Monday, April 30, 2012

The Circus Animals' Nutrition


The Austerity Kitchen
Sept. 2011

 Of those who could claim to have rested their head on a lion's lower jaw, Isaac van Amburgh, above, was the first. An intrepid animal trainer, Van Amburgh was said to have been unmatched in his feats of derring-do. He and his pride of tamed felines became something of an international sensation, commanding the attention of no less estimable a personage than Queen Victoria, who commissioned a portrait of him, so impressed was she by his talents. Others among the great and good stood equally astounded. The Duke of Wellington was reported to have asked Van Amburgh, "Were you ever afraid?," to which the celebrated lion tamer responded, "The first time I am afraid, your grace, or that I fancy my pupils are no longer afraid of me, I shall retire from the wild beast line."

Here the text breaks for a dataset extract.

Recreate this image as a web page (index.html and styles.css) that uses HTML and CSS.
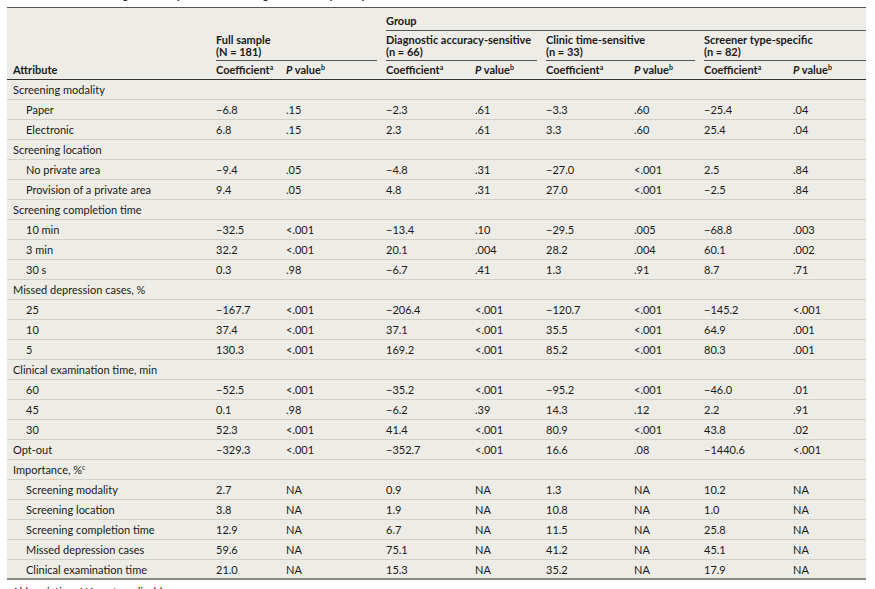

 Whether real or feigned, the fearlessness displayed by Van Amburgh remained a crucial element of his success. Doubters suspected, however, that more than courage lay behind the animal tamer's art. Some suspected that Van Amburgh kept his cats in line by means of a crowbar. It's likelier that he employed a method similar to that described by Thomas Frost in his 1875 book, Circus Life and Circus Celebrities. Frost reveals that a wise lion tamer procures his "beasts as young as he can" and wins their trust by feeding them with his own hands, first from the outside of their den, and then at closer quarters, all the while taking care to face them in order to keep in check a "dormant devil" residing in their breasts. Once a measure of trust has been won, the tamer essays a caress, stroking the cat "down the back, gradually working up to the head, which he begins to scratch." The lion responds as all cats do by rubbing his head against the tamer's hand. At this point, the tamer introduces a board and teaches the lion to jump over it.

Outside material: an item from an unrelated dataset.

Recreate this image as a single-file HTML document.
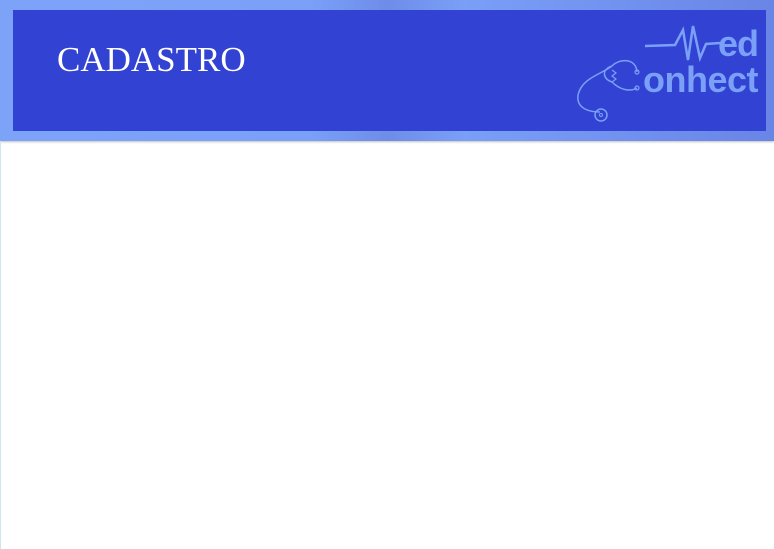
<!DOCTYPE html>
<html><head><style>
body{margin:0;width:774px;height:549px;background:#fff;overflow:hidden;position:relative;font-family:"Liberation Sans",sans-serif}
.hdr{position:absolute;left:0;top:0;width:774px;height:141px;background:linear-gradient(90deg,#7da3f9 0%,#7aa0f8 40%,#6e8de8 50%,#7a9ff7 60%,#6985e6 100%);box-shadow:0 1px 2px rgba(0,0,0,.25)}
.in{position:absolute;left:13px;top:10px;width:753px;height:121px;background:#3242d2}
.t{position:absolute;left:57px;top:40px;font-family:"Liberation Serif",serif;font-size:35px;color:#fff;letter-spacing:0}
.lg{position:absolute;font-weight:bold;color:#7ba0f8;font-size:36px;line-height:1}
.lb{position:absolute;left:0;top:142px;width:1px;height:407px;background:#cfe6ea}
</style></head><body>
<div class="hdr"><div class="in"></div></div>
<div class="t">CADASTRO</div>
<div class="lg" style="left:718px;top:26px;letter-spacing:-1px">ed</div>
<div class="lg" style="left:643px;top:62px;letter-spacing:-0.5px">onhect</div>
<svg style="position:absolute;left:570px;top:20px" width="160" height="110" viewBox="570 20 160 110" fill="none" stroke="#7ba0f8">
<path d="M645 46 L675 45 L683 30 L688 60 L693 26 L700 58 L706 44 L720 43" stroke-width="2.5"/>
<path d="M612 66 C620 58 636 58 637 72 M612 66 C600 70 604 80 612 82 C620 90 630 92 637 88" stroke-width="1.5"/>
<path d="M612 66 C600 75 582 78 578 95 C576 110 592 112 600 112" stroke-width="1.5"/>
<circle cx="601" cy="115" r="6" stroke-width="1.5"/><circle cx="601" cy="115" r="1.5" stroke-width="1"/>
<circle cx="637" cy="72" r="2" stroke-width="1.2"/><circle cx="637" cy="88" r="2" stroke-width="1.2"/>
<path d="M612 70 l4 3 -4 3 4 3 -4 3" stroke-width="1.2"/>
</svg>
<div class="lb"></div>
</body></html>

Only once the tamer has won this trust can he attempt the showstopping feat of placing his head between the animal's teeth. Gentle lashes on the back with "a small tickling whip" condition the lion to receive his mouthful. The tamer then "press[es] him down with one hand," and with the other raises the lion's head. Taking hold of its nostril with the right hand and the under lip with the left, he parts the creature's jaws and places his head between. The perils attending his vulnerable position do not end with a possible bite; he must also ensure that the lion does not claw his face. How such an expert lion tamer as Van Amburgh achieves stardom is thus plain to see.


The marquee attractions of Victorian circuses, felines commanded the lion's share of top-quality food. The menu du jour of Alexander Fairgrieve's famous traveling menagerie offers some sense of the pecking order among the various animals. Elephants had to content themselves with "hay, cabbages, bread and boiled rice, sweetened with sugar" while the big cats feasted on "shins, hearts, and heads of bullocks." So much meat did the lions and tigers of the great circuses consume, in fact, that their fellow carnivores the bears were forced to await the onset of "very cold weather" before they were similarly provisioned. Until such time, they subsisted on bread, sopped biscuits, and boiled rice.

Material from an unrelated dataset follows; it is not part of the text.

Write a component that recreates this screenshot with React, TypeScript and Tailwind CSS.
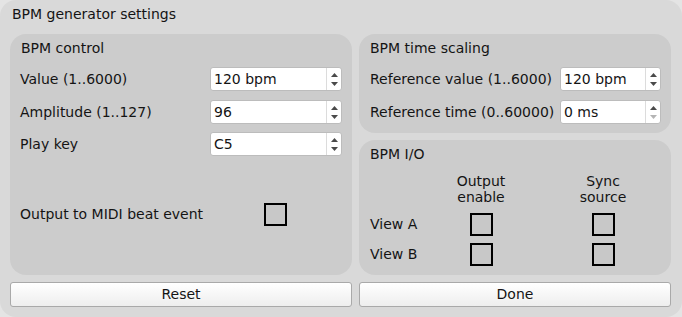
import React from "react";

const font = { fontFamily: '"DejaVu Sans", Verdana, sans-serif' };

const SpinBox = ({ value, width, downDisabled }: { value: string; width: string; downDisabled?: boolean }) => (
  <div className={`${width} h-[24px] flex bg-white border border-[#bcbcbc] rounded-[3px]`}>
    <div className="flex-1 flex items-center pl-[3px] text-[14px] text-[#141414]">{value}</div>
    <div className="w-[15px] border-l border-[#dcdcdc] flex flex-col items-center justify-center gap-[5px]">
      <svg width="7" height="4" viewBox="0 0 7 4">
        <path d="M3.5 0 L7 4 L0 4 Z" fill="#4a4a4a" />
      </svg>
      <svg width="7" height="4" viewBox="0 0 7 4">
        <path d="M0 0 L7 0 L3.5 4 Z" fill={downDisabled ? "#b4b4b4" : "#4a4a4a"} />
      </svg>
    </div>
  </div>
);

const CheckBox = () => (
  <div className="w-[23px] h-[23px] border-2 border-black bg-[#c8c8c8]" />
);

const Row = ({ label, children }: { label: string; children: React.ReactNode }) => (
  <div className="flex items-center justify-between h-[24px]">
    <span className="text-[14px] text-[#141414]">{label}</span>
    {children}
  </div>
);

const Button = ({ label, width }: { label: string; width: string }) => (
  <button className={`${width} h-[25px] rounded-[3px] border border-[#a9a9a9] bg-gradient-to-b from-[#ffffff] to-[#eeeeee] text-[14px] text-[#141414]`}>
    {label}
  </button>
);

export default function App() {
  return (
    <div className="w-[682px] h-[317px] bg-[#e4e4e4]" style={font}>
      <div className="w-full h-full bg-[#d9d9d9] rounded-[16px] px-[10px] flex flex-col">
        <div className="h-[34px] pl-[2px] pt-[4px] text-[14px] text-[#141414]">BPM generator settings</div>

        <div className="flex gap-[7px] h-[241px]">
          {/* BPM control */}
          <div className="w-[342px] bg-[#cccccc] rounded-[16px] px-[10px] flex flex-col">
            <div className="h-[26px] pl-[1px] pt-[4px] text-[14px] text-[#141414]">BPM control</div>
            <div className="mt-[7px] flex flex-col gap-[8px]">
              <Row label="Value (1..6000)">
                <SpinBox value="120 bpm" width="w-[132px]" />
              </Row>
              <div className="mt-[1px]">
                <Row label="Amplitude (1..127)">
                  <SpinBox value="96" width="w-[132px]" />
                </Row>
              </div>
              <Row label="Play key">
                <SpinBox value="C5" width="w-[132px]" />
              </Row>
            </div>
            <div className="mt-[46px] flex items-center h-[24px]">
              <span className="w-[244px] text-[14px] text-[#141414]">Output to MIDI beat event</span>
              <CheckBox />
            </div>
          </div>

          <div className="w-[312px] flex flex-col gap-[7px]">
            {/* BPM time scaling */}
            <div className="h-[99px] bg-[#cccccc] rounded-[16px] pl-[11px] pr-[10px] flex flex-col">
              <div className="h-[26px] pt-[4px] text-[14px] text-[#141414]">BPM time scaling</div>
              <div className="mt-[7px] flex flex-col gap-[9px]">
                <Row label="Reference value (1..6000)">
                  <SpinBox value="120 bpm" width="w-[101px]" />
                </Row>
                <Row label="Reference time (0..60000)">
                  <SpinBox value="0 ms" width="w-[101px]" downDisabled />
                </Row>
              </div>
            </div>

            {/* BPM I/O */}
            <div className="flex-1 bg-[#cccccc] rounded-[16px] pl-[11px] flex flex-col">
              <div className="h-[33px] pt-[4px] text-[14px] text-[#141414]">BPM I/O</div>
              <div className="flex text-[14px] text-[#141414] leading-[16px] text-center">
                <div className="w-[70px]" />
                <div className="w-[82px]">Output<br />enable</div>
                <div className="w-[40px]" />
                <div className="w-[82px]">Sync<br />source</div>
              </div>
              <div className="mt-[7px] flex flex-col gap-[6px]">
                {["View A", "View B"].map((v) => (
                  <div key={v} className="flex items-center h-[24px] text-[14px] text-[#141414]">
                    <div className="w-[70px]">{v}</div>
                    <div className="w-[82px] flex justify-center">
                      <CheckBox />
                    </div>
                    <div className="w-[40px]" />
                    <div className="w-[82px] flex justify-center">
                      <CheckBox />
                    </div>
                  </div>
                ))}
              </div>
            </div>
          </div>
        </div>

        <div className="mt-[7px] flex gap-[7px]">
          <Button label="Reset" width="w-[342px]" />
          <Button label="Done" width="w-[312px]" />
        </div>
      </div>
    </div>
  );
}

To be an ursine understudy to feline stars was a sad fate, indeed. Should you wish to express dietary soliditary with the dancing bears of Victorian circuses, this recipe for boiled rice with cheese, which appears in The Helping Hand Cook Book (1912), will have you looking forward to winter's chill.


Boiled Rice with Cheese

Boil a cupful of rice in plenty of boiling water. Two quarts is none too much and the water must be at a galloping boil when the rice goes in and continue at the same stage during the fifteen minutes or so required to cook it. Each grain of rice should be separate and soft, though not too soft. Drain and dry and turn into a heated vegetable dish. Have ready a cupful of white sauce, made by cooking together a tablespoonful, each, of butter and flour and a half pint of milk and seasoning to taste with salt and pepper. Add to this a heaping tablespoonful of grated cheese and when this is melted and blended, stir it into the rice. Sprinkle another spoonful of grated cheese over the top of the rice and set the dish in the oven for five minutes before it goes to table.